Because we come to you anywhere across Arizona and Florida — your home, your workplace, or roadside — the cure window often overlaps with time you'd be parked anyway. A typical MKX windshield replacement takes roughly 30 to 45 minutes of hands-on work, followed by about an hour of adhesive cure and safe-drive-away time at minimum, with the ADAS recalibration completed as part of the visit. We frequently have next-day appointments available, so you can plan the service around a day when the vehicle can sit undisturbed for a while afterward — at the office during the workday is ideal.
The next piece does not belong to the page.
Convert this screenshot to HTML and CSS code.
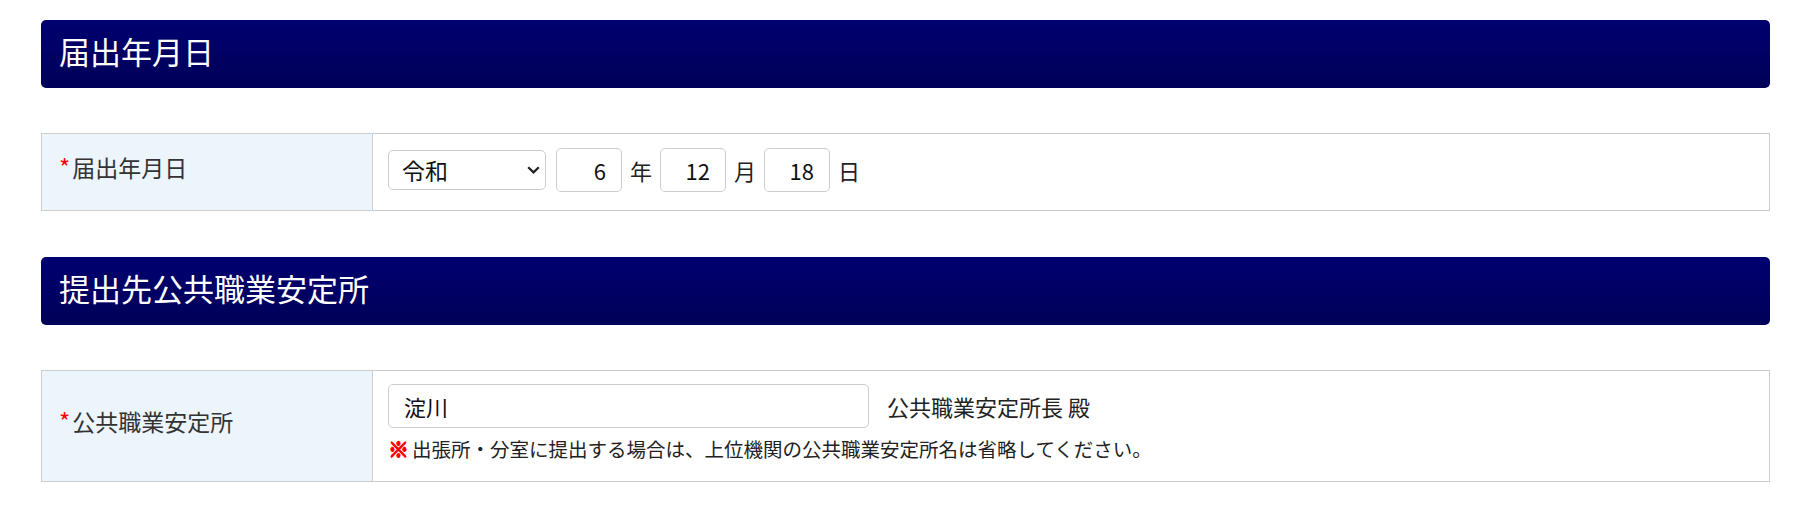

Every replacement is backed by our lifetime workmanship warranty and uses OEM-quality glass and materials selected for your MKX, including the features your trim may rely on such as acoustic lamination, a rain sensor, and the bracket and optical clarity the forward camera depends on. If your repair involves a comprehensive insurance claim, we make that side easy — we assist with the claim, work directly with your insurer, and take care of the glass-side paperwork so you can focus on getting back on the road. Florida drivers should know that comprehensive coverage in that state often includes a windshield benefit with no deductible, and we're glad to help you understand how your coverage applies.

The Short Version

Your Lincoln MKX windshield and ADAS calibration are only as good as the cure window that follows. Give the adhesive its time — at least about an hour, longer in extreme heat or cold. Skip the car wash, close doors gently, leave the retention tape on, and stay off the highway until the bond has built strength. Then take a few minutes to confirm no ADAS warning lights are lingering and that your assistance features show as available before you resume your full routine. If you hear wind noise, see water or a gap, or get a camera alert, call us and we'll take care of it. Treat the first day with a little patience, and the result is a quiet, watertight cabin and driver-assistance systems that read the road exactly as they should — for the life of the glass.